Persimmon, one of the country’s largest house builders, has seen house sales level off after their recent slump. Could the worst be over for this battered sector?
In early July most of the major house builders issued dire trading updates. This seemed to mark a low point for their shares though and many have seen their share prices increase by a third since then. Those which had fallen furthest in the preceding twelve months, Taylor Wimpey (LSE: TW) and Barratt Developments (LSE: BDEV), have put in the best recovery with their shares up 60% and 200% respectively.
Today saw the first set of full results for the sector with figures from Persimmon (LSE: PSN). Taylor Wimpey and Bovis (LSE: BVS) report next week while Redrow (LSE: RDW), Barratt and Berkeley (LSE: BKG) follow in mid-September.
Has trading worsened?
Although it’s only been a few weeks since those trading updates, the question most investors were asking is have things got any worse?
As far as Persimmon is concerned the answer is no. Its sales volumes have flattened out and it says visitor levels are reasonable and cancellation rates have fallen from their recent high of 40% to 33%. The dithering over stamp duty has had an effect but it appears to have eased. Still, Persimmon says it is applying extreme caution to all its business decisions and is no mood to make any predictions for 2009 until it sees how this autumn’s selling season progresses.
As for its results, they were as grim as expected. Sales were down by 34% to £1bn and operating profits before exceptional costs were down by 56% to £140m as margins contracted due to a combination of lower selling prices and a near doubling of marketing costs (i.e. sales incentives).
After exceptional costs of £64m and interest of £39m, earnings per share fell from 65.5p to just 8.8p. The interim dividend was slashed by 73%, far more than expected, to 5p.

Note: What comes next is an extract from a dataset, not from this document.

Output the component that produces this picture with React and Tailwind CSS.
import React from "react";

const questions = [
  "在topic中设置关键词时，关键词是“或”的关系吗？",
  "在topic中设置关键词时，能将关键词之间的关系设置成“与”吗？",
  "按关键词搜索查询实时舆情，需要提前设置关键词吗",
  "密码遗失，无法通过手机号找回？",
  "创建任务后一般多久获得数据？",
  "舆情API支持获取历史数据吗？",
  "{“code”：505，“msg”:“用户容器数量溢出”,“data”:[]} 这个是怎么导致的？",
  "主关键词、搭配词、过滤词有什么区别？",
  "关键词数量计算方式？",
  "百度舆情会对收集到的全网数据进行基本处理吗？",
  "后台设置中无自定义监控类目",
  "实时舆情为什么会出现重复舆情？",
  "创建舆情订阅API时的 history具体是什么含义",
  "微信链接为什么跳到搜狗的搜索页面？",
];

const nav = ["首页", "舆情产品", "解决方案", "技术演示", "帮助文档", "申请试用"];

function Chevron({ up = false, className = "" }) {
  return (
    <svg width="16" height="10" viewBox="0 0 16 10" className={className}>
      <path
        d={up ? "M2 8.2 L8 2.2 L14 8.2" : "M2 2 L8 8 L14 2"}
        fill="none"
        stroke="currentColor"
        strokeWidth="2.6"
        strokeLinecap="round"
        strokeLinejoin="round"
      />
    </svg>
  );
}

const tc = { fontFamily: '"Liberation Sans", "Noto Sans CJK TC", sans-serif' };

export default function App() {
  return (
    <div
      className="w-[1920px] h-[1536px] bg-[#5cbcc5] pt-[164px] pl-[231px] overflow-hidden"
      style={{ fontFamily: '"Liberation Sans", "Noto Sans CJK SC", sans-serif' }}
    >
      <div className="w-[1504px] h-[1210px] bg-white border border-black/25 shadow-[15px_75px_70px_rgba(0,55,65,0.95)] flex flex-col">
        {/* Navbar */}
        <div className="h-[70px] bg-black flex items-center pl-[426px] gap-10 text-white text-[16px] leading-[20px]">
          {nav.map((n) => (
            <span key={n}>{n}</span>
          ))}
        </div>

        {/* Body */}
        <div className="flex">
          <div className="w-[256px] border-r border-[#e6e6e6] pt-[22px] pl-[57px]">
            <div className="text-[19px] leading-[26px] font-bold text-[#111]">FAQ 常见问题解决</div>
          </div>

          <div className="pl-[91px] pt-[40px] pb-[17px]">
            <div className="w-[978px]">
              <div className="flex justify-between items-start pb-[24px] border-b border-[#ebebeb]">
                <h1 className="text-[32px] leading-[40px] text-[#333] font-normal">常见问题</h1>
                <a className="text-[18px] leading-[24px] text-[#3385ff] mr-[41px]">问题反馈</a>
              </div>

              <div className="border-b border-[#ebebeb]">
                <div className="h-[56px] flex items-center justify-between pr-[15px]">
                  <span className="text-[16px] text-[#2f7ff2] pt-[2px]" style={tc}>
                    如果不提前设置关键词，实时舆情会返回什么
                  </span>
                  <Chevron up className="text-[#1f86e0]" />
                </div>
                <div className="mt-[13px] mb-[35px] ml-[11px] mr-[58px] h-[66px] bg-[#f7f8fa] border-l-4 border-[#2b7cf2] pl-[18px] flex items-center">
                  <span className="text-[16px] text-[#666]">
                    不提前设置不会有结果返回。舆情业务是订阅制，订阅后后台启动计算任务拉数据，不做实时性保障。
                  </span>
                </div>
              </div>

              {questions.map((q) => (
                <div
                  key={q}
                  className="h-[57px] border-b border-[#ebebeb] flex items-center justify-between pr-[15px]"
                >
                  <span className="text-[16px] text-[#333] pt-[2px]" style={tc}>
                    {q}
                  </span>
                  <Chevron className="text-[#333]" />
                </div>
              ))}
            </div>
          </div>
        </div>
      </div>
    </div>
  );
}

Land write downs – more to come?
The exceptional costs included the restructuring of the business with 1,100 jobs lost and a £40m write-down in the value of its £2.5bn land bank. That write-down was based on sales price falls of 5% so far this year and 5% over the next six months.
At the start of July, Persimmon said it didn’t expect to make any significant write-downs and this has proved to be the case although many analysts expect this will the first of a number of write-downs if property values continue to fall. The company owns or controls 76,000 plots at the moment, equivalent to seven years’ of sales at current volumes.

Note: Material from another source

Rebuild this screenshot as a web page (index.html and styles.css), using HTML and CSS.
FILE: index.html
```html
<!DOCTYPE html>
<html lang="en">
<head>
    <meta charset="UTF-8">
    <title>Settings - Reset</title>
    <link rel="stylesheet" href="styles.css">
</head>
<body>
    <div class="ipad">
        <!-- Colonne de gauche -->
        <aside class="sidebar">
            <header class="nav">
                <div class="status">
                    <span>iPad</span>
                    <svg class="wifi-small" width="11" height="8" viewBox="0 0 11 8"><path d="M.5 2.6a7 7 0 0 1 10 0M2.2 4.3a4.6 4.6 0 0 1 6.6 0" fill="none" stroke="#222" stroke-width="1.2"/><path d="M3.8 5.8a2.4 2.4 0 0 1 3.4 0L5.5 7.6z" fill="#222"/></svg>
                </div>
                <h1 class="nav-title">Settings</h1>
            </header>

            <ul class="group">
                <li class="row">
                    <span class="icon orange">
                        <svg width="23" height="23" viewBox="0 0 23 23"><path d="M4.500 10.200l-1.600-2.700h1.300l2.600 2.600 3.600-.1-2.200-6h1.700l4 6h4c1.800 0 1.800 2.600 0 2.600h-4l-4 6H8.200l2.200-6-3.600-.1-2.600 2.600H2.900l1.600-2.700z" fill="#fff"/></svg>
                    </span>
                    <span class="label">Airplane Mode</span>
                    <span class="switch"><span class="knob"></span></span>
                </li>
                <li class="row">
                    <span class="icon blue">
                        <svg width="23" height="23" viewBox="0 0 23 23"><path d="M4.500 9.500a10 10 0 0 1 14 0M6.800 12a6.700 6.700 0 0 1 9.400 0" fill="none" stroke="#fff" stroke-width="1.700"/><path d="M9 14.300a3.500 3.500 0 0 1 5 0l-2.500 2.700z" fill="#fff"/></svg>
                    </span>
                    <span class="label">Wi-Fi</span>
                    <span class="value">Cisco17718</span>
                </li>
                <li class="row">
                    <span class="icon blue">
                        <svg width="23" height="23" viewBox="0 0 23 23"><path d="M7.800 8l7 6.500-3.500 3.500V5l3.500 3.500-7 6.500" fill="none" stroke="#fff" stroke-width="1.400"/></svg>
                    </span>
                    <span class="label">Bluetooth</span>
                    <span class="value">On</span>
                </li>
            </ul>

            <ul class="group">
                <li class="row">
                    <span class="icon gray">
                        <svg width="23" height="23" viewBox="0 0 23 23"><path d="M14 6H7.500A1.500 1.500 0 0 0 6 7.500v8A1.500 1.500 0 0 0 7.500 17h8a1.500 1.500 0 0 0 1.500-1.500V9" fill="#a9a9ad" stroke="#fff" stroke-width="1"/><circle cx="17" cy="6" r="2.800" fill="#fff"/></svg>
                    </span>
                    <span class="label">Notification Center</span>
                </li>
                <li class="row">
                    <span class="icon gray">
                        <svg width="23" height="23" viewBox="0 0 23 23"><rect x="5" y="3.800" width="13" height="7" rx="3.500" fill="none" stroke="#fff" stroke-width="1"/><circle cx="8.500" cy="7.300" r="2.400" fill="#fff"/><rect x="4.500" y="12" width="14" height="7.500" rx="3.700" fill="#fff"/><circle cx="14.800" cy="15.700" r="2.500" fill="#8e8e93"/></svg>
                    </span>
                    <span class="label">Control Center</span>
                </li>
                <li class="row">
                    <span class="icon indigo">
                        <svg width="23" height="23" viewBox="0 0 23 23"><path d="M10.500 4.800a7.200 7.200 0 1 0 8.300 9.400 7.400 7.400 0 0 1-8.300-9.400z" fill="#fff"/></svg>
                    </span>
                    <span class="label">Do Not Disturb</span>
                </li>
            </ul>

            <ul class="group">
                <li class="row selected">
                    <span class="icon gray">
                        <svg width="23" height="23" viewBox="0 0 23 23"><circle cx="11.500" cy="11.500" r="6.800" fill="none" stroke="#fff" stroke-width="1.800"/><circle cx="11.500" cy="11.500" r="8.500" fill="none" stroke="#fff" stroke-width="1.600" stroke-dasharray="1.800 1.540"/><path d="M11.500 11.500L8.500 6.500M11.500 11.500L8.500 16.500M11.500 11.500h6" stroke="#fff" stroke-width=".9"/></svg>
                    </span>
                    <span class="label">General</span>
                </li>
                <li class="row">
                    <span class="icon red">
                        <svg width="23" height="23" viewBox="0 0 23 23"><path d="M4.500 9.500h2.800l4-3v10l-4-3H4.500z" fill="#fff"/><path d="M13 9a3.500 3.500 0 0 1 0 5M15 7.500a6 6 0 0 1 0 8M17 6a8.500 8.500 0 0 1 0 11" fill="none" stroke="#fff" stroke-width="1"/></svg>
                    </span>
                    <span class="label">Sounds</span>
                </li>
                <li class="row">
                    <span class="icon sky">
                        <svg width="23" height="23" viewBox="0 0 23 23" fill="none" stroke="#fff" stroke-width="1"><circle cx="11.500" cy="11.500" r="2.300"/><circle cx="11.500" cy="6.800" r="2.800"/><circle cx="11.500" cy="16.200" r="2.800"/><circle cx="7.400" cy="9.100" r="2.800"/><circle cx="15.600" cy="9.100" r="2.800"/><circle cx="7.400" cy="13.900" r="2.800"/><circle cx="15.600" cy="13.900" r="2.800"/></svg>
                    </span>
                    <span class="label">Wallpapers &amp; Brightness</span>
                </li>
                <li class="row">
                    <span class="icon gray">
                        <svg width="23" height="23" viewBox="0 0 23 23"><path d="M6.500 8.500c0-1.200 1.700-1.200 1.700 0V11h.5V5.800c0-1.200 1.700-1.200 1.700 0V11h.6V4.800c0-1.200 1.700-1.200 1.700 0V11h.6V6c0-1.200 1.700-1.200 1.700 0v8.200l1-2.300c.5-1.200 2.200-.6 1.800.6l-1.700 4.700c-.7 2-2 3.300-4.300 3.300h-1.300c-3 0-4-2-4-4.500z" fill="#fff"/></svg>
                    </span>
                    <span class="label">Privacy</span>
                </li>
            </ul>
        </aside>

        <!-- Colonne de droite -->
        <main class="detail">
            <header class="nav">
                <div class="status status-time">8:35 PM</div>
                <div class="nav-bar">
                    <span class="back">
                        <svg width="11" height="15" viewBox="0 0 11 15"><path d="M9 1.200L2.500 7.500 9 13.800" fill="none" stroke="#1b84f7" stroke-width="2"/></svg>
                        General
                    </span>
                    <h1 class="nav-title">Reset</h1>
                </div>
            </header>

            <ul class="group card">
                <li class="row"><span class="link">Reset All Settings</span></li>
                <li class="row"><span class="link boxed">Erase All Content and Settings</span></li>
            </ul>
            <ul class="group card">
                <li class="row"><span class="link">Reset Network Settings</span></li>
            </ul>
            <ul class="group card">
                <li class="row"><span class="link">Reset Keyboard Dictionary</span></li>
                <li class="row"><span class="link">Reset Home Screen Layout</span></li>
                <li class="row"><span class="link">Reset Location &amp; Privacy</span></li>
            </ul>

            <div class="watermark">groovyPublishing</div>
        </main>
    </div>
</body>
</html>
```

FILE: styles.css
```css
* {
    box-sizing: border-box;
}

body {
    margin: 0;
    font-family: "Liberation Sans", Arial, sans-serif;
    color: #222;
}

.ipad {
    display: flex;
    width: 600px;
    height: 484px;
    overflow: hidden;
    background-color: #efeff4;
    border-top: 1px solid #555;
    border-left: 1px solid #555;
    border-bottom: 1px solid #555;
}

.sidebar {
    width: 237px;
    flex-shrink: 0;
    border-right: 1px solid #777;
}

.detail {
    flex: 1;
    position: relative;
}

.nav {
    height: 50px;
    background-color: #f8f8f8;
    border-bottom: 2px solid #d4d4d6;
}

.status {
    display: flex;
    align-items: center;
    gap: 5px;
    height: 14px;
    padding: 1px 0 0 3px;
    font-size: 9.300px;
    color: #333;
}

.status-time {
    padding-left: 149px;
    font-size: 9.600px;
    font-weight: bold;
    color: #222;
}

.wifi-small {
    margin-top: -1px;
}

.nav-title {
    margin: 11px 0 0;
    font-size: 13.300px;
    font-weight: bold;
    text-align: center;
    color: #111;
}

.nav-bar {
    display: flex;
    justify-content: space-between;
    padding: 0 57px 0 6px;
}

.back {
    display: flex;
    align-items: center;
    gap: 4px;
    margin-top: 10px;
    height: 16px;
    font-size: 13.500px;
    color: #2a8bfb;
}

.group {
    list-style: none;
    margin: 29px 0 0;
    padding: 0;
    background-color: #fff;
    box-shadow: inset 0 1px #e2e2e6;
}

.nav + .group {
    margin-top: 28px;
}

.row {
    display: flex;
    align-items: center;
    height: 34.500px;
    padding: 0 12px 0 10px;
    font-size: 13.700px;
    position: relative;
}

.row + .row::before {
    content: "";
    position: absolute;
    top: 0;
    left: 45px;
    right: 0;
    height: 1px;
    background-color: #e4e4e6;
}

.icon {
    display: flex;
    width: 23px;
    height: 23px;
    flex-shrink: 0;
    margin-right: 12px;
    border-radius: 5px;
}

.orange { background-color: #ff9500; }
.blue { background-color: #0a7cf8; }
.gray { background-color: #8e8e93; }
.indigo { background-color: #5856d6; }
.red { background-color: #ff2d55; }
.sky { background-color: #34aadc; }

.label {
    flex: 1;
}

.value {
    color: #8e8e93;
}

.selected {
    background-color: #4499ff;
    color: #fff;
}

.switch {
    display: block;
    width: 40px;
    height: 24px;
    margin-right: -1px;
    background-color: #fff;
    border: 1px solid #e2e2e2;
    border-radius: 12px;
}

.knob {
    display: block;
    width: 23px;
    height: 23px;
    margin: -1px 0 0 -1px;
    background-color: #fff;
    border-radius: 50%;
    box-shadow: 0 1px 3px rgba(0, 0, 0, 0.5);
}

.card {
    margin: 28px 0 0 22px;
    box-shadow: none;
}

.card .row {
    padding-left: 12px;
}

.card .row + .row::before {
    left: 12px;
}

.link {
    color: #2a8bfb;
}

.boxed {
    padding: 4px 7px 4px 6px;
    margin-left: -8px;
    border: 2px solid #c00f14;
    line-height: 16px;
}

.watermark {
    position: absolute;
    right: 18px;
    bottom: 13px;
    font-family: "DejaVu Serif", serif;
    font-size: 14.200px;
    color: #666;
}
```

In common with most other house builders, it’s running down its land bank in reaction to lower sales volumes. After spending £840m on land in 2007, this year’s spending is expected to be £440m with the two following years dropping to £200m and then £100m. Still, a lot of its land bank is relatively recent, with 62% bought since 2005 and a further 18% of controlled plots where the values are yet to be agreed.
Debt on the way down
The slowdown in sales has seen Persimmon’s debt rise to £900m although it expects to generate free cash flow of £200m in the second half of this year to help pay this off. £280m of this debt comes from a £800m revolving facility that is due for renewal in November 2010. The remainder is loan notes, with an average of £100m per year due to be paid off over the next three years and the remainder after 2012. Provided the cash does come through as predicted in the next six months, these debt levels look manageable.
Finally, we come to valuation. At 300p per share this business is valued at £900m. If trading does indeed remain stable and there are no more exceptional costs, then this business should generate profits before tax of around £200m per annum, which translates into a price earnings ratio of between six and seven times.

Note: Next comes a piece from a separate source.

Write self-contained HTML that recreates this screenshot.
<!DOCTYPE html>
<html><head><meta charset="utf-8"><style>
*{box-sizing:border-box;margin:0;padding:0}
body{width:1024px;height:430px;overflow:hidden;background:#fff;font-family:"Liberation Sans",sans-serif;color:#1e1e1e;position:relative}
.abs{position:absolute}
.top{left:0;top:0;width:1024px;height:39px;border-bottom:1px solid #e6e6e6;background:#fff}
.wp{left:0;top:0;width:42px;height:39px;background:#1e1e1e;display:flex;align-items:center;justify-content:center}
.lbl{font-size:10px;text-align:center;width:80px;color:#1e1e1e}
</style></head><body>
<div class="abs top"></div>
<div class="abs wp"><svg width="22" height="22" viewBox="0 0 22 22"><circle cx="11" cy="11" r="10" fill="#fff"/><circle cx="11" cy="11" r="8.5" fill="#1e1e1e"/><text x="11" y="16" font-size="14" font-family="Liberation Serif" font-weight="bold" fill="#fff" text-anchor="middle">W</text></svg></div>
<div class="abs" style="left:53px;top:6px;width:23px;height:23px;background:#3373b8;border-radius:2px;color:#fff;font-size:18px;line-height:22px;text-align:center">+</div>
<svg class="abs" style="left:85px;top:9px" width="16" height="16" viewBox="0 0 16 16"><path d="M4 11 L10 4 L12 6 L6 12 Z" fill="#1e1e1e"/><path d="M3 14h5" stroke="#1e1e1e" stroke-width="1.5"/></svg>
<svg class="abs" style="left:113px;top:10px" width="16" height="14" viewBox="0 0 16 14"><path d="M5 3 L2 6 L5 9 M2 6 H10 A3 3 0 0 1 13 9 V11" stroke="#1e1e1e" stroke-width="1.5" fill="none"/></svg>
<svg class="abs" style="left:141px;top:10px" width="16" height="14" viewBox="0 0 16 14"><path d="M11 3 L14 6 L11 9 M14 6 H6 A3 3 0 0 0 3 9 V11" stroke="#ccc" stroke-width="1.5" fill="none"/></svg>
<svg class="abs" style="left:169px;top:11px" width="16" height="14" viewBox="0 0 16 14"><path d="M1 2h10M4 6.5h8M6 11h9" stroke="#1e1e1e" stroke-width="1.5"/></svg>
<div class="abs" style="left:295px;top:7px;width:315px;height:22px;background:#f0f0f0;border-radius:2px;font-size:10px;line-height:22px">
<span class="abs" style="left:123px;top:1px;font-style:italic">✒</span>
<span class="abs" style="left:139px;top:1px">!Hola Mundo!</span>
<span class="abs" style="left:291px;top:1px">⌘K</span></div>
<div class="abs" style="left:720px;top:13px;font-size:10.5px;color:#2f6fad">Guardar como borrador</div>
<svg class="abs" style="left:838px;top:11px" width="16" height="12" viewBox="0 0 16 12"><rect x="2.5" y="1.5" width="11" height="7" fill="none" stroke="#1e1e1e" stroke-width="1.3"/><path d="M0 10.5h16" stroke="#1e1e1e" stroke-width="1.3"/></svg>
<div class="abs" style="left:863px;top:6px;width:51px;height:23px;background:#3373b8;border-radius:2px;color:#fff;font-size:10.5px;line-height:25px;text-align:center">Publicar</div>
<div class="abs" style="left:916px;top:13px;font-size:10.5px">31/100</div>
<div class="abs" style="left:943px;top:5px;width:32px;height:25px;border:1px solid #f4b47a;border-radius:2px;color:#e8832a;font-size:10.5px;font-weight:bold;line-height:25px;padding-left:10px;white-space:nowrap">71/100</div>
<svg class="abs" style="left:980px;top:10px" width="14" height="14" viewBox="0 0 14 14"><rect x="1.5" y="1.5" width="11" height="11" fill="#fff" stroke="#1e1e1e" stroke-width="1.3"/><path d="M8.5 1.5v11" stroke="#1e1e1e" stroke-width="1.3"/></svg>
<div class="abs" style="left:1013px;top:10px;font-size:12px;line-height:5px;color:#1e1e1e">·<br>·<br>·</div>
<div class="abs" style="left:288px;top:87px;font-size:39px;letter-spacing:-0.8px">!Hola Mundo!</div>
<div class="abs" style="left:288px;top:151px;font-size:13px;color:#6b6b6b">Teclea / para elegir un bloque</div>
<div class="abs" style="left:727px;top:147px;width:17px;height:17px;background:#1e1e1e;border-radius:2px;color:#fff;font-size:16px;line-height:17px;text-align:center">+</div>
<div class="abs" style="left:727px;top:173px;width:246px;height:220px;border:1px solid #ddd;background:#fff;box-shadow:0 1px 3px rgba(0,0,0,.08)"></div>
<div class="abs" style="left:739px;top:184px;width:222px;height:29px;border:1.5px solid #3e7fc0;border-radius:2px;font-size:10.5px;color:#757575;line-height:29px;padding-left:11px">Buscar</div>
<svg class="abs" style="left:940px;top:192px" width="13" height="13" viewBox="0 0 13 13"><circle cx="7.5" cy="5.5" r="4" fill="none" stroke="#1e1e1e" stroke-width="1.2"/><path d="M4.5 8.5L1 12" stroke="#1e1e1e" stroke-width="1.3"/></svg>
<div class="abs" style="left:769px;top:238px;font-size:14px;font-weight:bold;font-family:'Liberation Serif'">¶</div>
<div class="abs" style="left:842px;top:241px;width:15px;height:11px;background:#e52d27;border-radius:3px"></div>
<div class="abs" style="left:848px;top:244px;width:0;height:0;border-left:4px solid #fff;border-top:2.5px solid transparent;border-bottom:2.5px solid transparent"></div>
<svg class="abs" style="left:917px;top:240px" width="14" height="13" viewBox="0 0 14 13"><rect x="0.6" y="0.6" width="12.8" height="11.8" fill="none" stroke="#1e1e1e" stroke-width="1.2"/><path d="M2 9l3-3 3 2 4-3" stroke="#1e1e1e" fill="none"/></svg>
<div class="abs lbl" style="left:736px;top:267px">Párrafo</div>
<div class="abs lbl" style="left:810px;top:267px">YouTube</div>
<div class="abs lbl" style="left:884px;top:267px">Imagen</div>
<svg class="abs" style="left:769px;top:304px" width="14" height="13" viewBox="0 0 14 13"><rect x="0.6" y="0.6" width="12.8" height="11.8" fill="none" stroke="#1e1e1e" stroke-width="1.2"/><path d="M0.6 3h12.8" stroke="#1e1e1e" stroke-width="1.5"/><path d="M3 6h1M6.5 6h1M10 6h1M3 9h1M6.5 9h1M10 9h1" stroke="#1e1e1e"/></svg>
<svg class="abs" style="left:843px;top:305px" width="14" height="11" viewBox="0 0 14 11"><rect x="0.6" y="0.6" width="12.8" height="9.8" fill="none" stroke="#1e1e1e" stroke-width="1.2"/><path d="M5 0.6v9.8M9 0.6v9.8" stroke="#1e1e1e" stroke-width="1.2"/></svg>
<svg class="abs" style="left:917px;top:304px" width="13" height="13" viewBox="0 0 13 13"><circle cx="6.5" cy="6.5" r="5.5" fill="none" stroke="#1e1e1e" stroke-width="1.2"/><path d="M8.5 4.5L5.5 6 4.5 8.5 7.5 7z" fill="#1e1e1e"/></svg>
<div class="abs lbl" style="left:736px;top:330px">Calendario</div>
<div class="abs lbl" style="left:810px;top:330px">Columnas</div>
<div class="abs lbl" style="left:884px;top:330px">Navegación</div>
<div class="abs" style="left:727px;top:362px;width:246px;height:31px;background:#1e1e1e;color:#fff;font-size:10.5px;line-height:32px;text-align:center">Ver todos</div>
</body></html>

The dividend yield is more difficult to gauge but a repeat of last year’s ratio between the interim and final payments suggests a full-year payout of around 14p for forecast yield of 4.6%. On this basis of these two ratios, Persimmon is cheap but not screamingly so.
If the downturn in the housing market is more prolonged, then it’s a different story. With so much land bought in the last few years, write downs could turn out to be substantial and it could be some time before profits recover.
It’s a tough one to call. Persimmon remains one of the best ways to play this battered sector but it will be rough ride and suit only the bravest of investors.